**Your goal:** Reproduce, please, the span of lines beginning at the line with "Give me the" and ending at the line with "</review-list>", inclusive, minus any pictures.

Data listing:
■ ■ ■ ■

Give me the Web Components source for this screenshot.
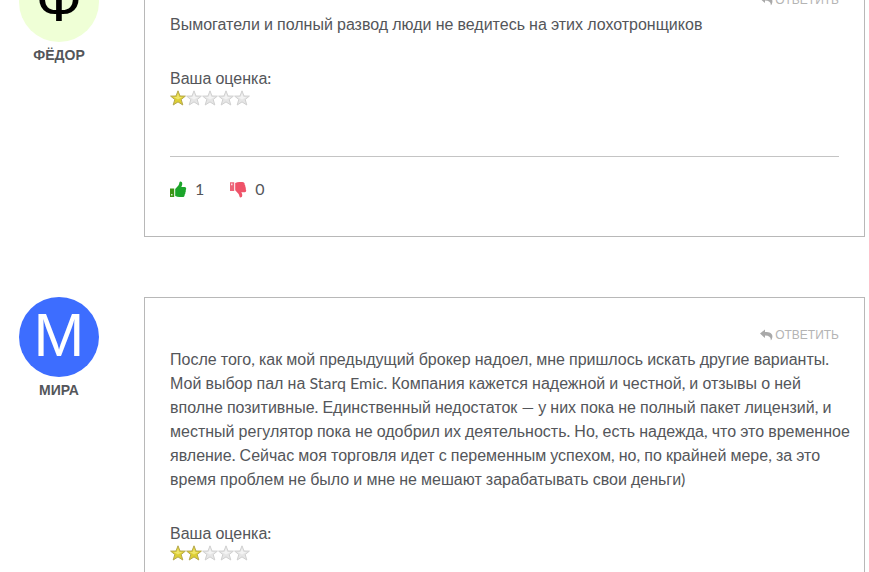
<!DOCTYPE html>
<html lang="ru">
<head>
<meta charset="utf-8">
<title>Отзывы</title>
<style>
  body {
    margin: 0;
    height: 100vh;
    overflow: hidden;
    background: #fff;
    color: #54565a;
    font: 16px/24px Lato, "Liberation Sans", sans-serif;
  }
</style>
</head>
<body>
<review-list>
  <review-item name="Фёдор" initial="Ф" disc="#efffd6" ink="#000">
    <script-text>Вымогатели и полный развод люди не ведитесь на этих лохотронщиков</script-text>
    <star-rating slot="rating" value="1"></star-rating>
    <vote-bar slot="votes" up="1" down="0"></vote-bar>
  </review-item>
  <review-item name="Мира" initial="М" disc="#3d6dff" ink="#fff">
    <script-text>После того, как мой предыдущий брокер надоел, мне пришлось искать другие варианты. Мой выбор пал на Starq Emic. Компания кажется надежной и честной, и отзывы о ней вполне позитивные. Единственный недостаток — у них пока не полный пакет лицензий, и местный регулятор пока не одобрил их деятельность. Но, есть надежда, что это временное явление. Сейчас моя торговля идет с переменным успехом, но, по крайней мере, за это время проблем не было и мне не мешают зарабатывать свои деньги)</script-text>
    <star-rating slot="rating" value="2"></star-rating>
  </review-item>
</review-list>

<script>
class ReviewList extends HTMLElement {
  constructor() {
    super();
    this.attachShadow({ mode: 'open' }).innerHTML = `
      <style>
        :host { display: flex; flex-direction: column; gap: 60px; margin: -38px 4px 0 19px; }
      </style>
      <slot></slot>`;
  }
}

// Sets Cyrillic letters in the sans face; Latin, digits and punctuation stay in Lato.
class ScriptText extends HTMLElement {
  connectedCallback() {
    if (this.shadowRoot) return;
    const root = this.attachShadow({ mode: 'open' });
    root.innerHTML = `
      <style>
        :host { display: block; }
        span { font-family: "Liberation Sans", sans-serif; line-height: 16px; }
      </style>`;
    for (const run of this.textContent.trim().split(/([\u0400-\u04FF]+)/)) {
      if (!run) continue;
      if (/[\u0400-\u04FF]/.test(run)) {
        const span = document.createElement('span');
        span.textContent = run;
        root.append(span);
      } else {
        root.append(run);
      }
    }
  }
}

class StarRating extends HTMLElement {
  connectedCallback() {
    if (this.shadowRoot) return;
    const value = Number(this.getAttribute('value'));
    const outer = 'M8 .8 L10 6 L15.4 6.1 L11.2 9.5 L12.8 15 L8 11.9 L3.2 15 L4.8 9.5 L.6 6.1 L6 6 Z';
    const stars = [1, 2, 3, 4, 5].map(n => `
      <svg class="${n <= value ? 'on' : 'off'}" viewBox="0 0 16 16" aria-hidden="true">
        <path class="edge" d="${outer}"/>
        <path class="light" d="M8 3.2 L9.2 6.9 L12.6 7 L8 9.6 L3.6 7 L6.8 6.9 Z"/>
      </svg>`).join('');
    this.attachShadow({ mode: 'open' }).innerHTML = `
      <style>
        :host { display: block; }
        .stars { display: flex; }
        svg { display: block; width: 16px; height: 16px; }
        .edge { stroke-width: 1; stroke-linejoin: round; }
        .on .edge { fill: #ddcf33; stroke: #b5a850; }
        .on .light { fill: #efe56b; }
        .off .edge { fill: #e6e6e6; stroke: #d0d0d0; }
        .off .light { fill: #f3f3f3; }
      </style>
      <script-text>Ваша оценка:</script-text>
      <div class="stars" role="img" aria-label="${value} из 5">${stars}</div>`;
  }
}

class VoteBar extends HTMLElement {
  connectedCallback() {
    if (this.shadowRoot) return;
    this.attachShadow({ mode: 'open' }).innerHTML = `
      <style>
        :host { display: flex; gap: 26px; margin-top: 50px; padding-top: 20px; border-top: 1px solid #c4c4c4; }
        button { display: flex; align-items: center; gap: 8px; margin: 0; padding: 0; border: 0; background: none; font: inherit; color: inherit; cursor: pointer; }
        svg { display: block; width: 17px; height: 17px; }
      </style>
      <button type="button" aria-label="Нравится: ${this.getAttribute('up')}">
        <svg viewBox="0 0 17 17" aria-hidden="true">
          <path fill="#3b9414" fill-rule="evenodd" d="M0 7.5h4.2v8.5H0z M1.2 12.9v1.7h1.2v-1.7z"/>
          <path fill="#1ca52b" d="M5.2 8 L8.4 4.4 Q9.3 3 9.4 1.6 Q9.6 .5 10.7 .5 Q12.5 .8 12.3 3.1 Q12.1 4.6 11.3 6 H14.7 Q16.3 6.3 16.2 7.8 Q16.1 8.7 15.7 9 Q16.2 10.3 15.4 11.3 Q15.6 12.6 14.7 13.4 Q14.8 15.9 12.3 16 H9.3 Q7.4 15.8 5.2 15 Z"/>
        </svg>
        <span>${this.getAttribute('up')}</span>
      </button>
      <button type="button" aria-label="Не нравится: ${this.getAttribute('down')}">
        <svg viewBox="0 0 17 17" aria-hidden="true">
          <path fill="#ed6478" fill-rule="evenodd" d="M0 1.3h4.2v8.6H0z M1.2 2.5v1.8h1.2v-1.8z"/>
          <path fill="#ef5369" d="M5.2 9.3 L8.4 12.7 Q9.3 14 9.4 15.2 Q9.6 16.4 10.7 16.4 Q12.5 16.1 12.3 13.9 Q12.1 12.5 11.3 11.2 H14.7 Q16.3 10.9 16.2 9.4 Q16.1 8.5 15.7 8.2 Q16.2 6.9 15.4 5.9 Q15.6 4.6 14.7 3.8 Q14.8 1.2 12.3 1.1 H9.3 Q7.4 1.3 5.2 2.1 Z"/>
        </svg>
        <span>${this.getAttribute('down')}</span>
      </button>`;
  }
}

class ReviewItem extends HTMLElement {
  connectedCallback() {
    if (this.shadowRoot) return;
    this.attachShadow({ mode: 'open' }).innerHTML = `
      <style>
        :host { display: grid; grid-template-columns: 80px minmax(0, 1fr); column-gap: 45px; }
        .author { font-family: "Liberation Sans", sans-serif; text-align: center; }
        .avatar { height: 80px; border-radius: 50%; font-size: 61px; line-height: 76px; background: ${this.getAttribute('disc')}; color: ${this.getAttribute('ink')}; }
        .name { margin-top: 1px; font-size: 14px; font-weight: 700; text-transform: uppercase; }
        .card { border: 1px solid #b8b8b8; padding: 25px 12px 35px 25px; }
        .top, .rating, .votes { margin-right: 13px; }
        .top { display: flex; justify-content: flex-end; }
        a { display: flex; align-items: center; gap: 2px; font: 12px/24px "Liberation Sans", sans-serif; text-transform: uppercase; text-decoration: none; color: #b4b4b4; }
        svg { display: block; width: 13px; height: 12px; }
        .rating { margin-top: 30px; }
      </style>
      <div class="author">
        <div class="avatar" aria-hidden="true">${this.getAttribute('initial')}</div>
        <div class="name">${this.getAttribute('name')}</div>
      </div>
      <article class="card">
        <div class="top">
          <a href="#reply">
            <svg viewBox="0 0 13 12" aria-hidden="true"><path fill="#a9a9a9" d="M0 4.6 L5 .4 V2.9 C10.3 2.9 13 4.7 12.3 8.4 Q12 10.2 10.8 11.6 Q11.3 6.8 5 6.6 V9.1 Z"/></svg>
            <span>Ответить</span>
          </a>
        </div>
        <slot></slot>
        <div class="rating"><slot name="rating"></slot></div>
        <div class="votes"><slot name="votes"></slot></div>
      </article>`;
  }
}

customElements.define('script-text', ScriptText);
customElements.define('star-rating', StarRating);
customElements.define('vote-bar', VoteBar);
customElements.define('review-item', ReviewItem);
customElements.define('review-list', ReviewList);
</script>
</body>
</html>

■ ■ ■ ■

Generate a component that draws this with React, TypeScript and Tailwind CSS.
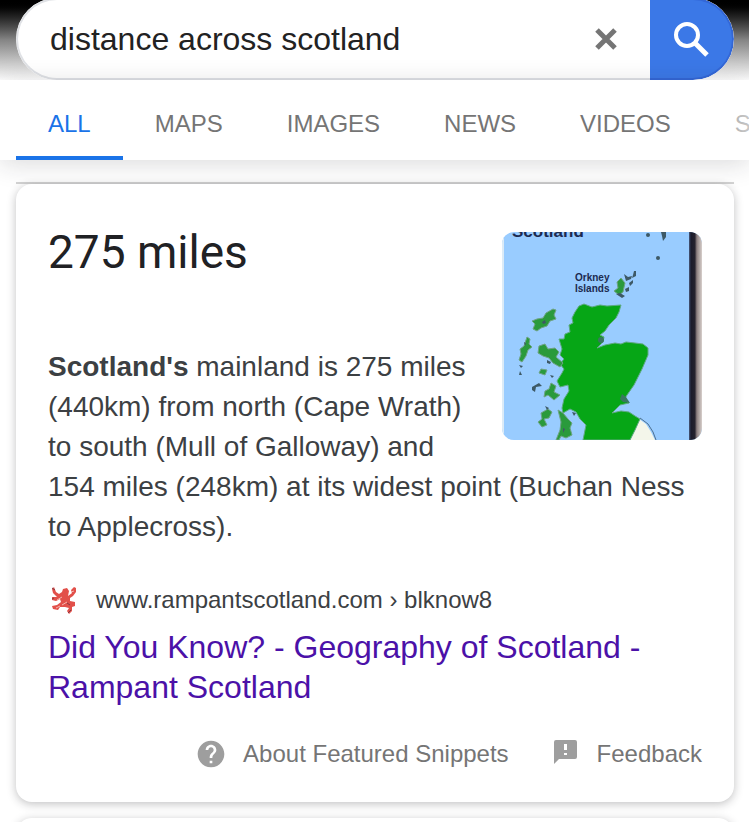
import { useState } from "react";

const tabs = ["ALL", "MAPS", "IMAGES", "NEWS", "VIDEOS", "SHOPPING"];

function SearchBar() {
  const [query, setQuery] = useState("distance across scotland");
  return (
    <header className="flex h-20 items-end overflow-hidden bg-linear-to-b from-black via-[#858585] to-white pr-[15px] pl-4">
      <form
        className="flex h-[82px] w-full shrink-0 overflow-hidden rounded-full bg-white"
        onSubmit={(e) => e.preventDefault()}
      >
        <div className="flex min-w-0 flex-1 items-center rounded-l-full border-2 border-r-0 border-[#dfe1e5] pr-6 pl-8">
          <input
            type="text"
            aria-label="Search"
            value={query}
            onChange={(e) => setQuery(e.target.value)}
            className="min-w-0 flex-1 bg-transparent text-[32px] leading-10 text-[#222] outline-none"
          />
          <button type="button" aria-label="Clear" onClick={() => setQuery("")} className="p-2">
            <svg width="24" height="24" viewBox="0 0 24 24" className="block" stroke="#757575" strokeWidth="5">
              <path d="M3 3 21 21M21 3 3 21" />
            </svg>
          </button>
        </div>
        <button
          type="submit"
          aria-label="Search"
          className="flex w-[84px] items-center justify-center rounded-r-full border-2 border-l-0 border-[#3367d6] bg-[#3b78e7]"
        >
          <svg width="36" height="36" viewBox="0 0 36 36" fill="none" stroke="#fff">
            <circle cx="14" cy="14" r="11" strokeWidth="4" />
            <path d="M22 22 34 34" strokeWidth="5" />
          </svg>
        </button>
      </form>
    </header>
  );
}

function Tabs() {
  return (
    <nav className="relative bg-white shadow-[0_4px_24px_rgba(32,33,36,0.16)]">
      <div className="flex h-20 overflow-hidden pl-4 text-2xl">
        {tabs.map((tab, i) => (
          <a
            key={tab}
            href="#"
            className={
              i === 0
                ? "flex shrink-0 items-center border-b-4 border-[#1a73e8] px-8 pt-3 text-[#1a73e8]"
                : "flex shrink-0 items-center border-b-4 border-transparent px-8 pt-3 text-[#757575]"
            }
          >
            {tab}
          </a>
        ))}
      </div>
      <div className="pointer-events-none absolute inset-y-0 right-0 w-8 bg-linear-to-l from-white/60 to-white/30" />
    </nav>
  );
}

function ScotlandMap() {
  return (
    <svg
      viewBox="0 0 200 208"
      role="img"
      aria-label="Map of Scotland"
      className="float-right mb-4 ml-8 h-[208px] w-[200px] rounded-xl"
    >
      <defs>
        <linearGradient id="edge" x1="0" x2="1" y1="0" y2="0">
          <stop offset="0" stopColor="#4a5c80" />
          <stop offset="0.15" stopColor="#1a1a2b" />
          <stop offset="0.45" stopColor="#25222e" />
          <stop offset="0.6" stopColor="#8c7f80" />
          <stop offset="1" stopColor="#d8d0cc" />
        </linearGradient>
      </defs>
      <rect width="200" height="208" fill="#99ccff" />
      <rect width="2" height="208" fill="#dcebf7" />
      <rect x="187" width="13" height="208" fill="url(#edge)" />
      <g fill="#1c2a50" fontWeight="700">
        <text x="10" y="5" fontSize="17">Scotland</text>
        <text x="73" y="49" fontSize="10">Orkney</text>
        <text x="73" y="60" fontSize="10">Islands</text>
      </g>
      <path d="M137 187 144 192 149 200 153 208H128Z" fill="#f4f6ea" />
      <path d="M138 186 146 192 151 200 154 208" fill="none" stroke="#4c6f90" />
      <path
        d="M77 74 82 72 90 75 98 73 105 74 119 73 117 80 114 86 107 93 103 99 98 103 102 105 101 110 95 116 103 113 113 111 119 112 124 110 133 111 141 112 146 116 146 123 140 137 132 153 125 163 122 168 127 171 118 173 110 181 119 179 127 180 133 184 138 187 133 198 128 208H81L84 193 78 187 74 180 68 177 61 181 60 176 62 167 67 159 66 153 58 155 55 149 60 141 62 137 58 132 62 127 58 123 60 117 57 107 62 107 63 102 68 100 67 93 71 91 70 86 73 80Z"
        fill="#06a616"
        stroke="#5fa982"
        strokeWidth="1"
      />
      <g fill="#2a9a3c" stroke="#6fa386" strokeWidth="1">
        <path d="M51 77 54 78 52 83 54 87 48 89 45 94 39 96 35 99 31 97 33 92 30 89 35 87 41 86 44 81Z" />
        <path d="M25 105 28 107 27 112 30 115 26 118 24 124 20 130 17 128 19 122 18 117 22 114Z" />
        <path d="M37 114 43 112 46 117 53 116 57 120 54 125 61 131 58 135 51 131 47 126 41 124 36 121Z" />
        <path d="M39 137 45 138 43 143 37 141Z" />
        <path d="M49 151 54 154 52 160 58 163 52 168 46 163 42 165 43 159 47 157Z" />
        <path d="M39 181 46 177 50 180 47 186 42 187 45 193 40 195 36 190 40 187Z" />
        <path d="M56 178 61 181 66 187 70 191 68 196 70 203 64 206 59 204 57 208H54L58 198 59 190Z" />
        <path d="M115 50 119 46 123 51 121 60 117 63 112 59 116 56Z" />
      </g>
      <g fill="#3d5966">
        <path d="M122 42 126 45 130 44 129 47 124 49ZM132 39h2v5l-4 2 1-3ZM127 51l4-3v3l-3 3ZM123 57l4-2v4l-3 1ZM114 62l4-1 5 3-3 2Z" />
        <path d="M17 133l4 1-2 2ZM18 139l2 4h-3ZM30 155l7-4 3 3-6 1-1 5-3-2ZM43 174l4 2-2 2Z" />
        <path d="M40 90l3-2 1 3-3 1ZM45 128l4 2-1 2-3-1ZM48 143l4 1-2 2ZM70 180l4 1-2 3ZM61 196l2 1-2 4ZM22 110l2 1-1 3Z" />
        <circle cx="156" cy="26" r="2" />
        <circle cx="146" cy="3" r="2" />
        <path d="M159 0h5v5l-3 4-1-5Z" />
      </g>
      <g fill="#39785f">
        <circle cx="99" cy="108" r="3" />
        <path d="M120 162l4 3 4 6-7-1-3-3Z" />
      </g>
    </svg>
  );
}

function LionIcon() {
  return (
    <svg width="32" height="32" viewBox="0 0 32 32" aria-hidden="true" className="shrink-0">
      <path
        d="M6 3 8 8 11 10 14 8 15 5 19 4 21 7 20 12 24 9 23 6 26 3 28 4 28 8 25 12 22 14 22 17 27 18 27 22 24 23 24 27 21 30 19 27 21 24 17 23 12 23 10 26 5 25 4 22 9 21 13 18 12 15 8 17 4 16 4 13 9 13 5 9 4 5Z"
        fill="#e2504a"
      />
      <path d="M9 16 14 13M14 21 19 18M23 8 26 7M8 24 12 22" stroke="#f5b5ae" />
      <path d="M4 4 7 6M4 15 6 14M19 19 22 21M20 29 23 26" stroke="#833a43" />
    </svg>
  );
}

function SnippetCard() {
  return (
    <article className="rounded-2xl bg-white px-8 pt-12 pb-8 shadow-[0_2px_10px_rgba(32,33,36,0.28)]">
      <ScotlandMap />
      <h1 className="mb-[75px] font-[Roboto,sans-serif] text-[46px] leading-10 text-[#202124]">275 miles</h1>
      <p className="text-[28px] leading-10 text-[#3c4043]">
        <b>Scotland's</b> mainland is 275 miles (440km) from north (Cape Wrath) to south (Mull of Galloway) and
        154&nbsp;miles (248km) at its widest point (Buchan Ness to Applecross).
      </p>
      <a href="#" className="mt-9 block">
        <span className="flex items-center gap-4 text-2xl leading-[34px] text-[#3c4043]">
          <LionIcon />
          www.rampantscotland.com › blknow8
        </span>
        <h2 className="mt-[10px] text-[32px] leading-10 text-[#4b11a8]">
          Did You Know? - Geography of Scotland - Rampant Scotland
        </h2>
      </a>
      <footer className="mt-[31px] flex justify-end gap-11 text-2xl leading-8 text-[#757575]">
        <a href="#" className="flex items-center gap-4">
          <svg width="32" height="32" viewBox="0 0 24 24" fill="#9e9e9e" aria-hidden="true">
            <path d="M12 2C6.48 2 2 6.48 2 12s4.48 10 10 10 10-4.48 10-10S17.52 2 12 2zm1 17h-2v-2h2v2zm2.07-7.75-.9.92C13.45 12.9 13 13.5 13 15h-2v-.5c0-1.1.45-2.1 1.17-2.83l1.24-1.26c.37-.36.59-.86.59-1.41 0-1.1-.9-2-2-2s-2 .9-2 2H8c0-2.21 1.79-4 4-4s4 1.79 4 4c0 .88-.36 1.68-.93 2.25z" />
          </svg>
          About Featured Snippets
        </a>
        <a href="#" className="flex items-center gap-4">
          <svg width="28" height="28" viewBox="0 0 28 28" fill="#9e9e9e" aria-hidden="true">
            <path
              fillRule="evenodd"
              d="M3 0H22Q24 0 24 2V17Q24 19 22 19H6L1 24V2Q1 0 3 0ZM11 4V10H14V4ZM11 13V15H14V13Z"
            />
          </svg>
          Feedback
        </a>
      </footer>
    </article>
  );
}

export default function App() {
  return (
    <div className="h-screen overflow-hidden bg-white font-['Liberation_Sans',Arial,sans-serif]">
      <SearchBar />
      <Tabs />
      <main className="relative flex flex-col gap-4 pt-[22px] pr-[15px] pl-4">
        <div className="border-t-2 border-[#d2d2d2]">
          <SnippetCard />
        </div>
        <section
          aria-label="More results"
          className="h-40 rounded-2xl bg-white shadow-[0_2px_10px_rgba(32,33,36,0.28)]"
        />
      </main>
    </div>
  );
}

■ ■ ■ ■

**Full response:**
Give me the Web Components source for this screenshot.
<!DOCTYPE html>
<html lang="ru">
<head>
<meta charset="utf-8">
<title>Отзывы</title>
<style>
  body {
    margin: 0;
    height: 100vh;
    overflow: hidden;
    background: #fff;
    color: #54565a;
    font: 16px/24px Lato, "Liberation Sans", sans-serif;
  }
</style>
</head>
<body>
<review-list>
  <review-item name="Фёдор" initial="Ф" disc="#efffd6" ink="#000">
    <script-text>Вымогатели и полный развод люди не ведитесь на этих лохотронщиков</script-text>
    <star-rating slot="rating" value="1"></star-rating>
    <vote-bar slot="votes" up="1" down="0"></vote-bar>
  </review-item>
  <review-item name="Мира" initial="М" disc="#3d6dff" ink="#fff">
    <script-text>После того, как мой предыдущий брокер надоел, мне пришлось искать другие варианты. Мой выбор пал на Starq Emic. Компания кажется надежной и честной, и отзывы о ней вполне позитивные. Единственный недостаток — у них пока не полный пакет лицензий, и местный регулятор пока не одобрил их деятельность. Но, есть надежда, что это временное явление. Сейчас моя торговля идет с переменным успехом, но, по крайней мере, за это время проблем не было и мне не мешают зарабатывать свои деньги)</script-text>
    <star-rating slot="rating" value="2"></star-rating>
  </review-item>
</review-list>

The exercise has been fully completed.